A swimmer reported missing during a major ocean swim at Mount Maunganui was unable to be saved after being pulled from the sea by surf lifeguards.
Sixty-eight-year-old Aucklander Bruce Smith was taking part in the Sand to Surf ocean swim series when he died about midday on Saturday.
Police received a report of a missing swimmer at 11.25am and the Trustpower TECT Rescue Helicopter was called about 11.30am to help locate the missing swimmer near Moturiki (Leisure Island).
Pilot Liam Brettkelly said the man was found by Surf Life Saving personnel and the rescue helicopter guided a rescue boat to the scene.

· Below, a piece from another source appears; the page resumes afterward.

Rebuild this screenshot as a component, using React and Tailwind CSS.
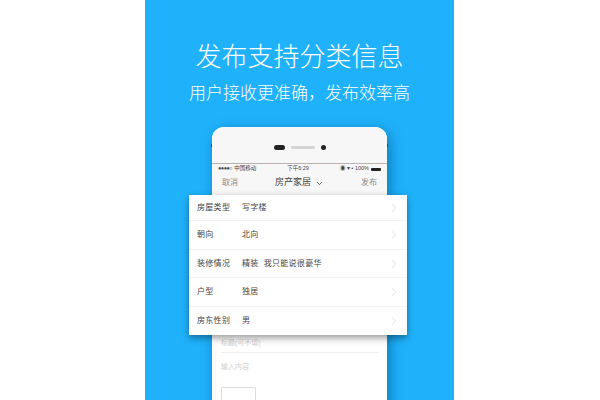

The swimmer was brought ashore and CPR was carried out by ambulance staff and lifeguards.
"Sadly, he died on the scene," Mr Brettkelly said.
Police said the cause of Mr Smith's death was still being investigated.
"Our thoughts are with his family and friends at this difficult time," a spokeswoman said.
Michael Pugh swam the 2.6km race that morning with his daughter and was returning to the beach to watch his son swim in the next race when he saw the tragedy unfold.
An announcement came over the loud speaker at the event that someone had gone missing.
"The IRBs raced out to do CPR on him. They were doing CPR as they landed on the beach.
"I saw him get carried up."
Mr Pugh heard Mr Smith's partner scream. He said the police escorted Mr Smith's partner to where he was lying and set up a tent to keep everything private.
Mr Pugh believed Mr Smith's partner had raised the alarm when he did not return to shore within the expected time frame.
He said there were crowds hanging around the beach waiting for quite a long time to find out what was going on.
When the announcement was made about the next three races being cancelled, everyone was understanding and left, Mr Pugh said.
"Everyone was pretty subdued, sitting around in groups and talking and hoping for the best.
"Not a single person complained. It's completely understandable the races were cancelled.
"Everyone just packed up and went home."
He said conditions in the water on Saturday were not the easiest, it was windy with quite a bit of chop. A swimmer could have passed within metres and not known someone was in trouble, he said.
"When you're out there, it's so rough and bumpy you're sort of looking after yourself. It would be hard to see anything around you. You can see the swimmer in front of you and that's about it."
Mount Maunganui Lifeguard Service said on Facebook that their "heart-felt condolences go out to the family of a swimmer who died at our Main Beach today".
"Incidents like these are incredibly traumatic for everyone involved, though the professionalism of lifeguards and other emergency services was again evident," the post read.
"At the same time as this incident was unfolding, our lifeguards found and reunited a lost 11-year-old girl with her worried family.
"Not all responses have a happy ending on the beach but rest assured, we'll give every one our best shot."
St John Ambulance confirmed two vehicles attended an emergency incident before noon where a person was given treatment but died at the scene.
NZ Ocean Swim Series event director Scott Rice confirmed Mr Smith had been part of the event.
"A person was rescued from the water in one of our swims. They brought them to the beach, first aid was performed and he was placed in an ambulance," he said.
"I know no more from there."
The competition's first event, the long swim, started at 9.45am and was a 2.6km swim around Moturiki (Leisure Island) and Motuotau (Rabbit Island). All other events of the day were cancelled following the swimmer's death.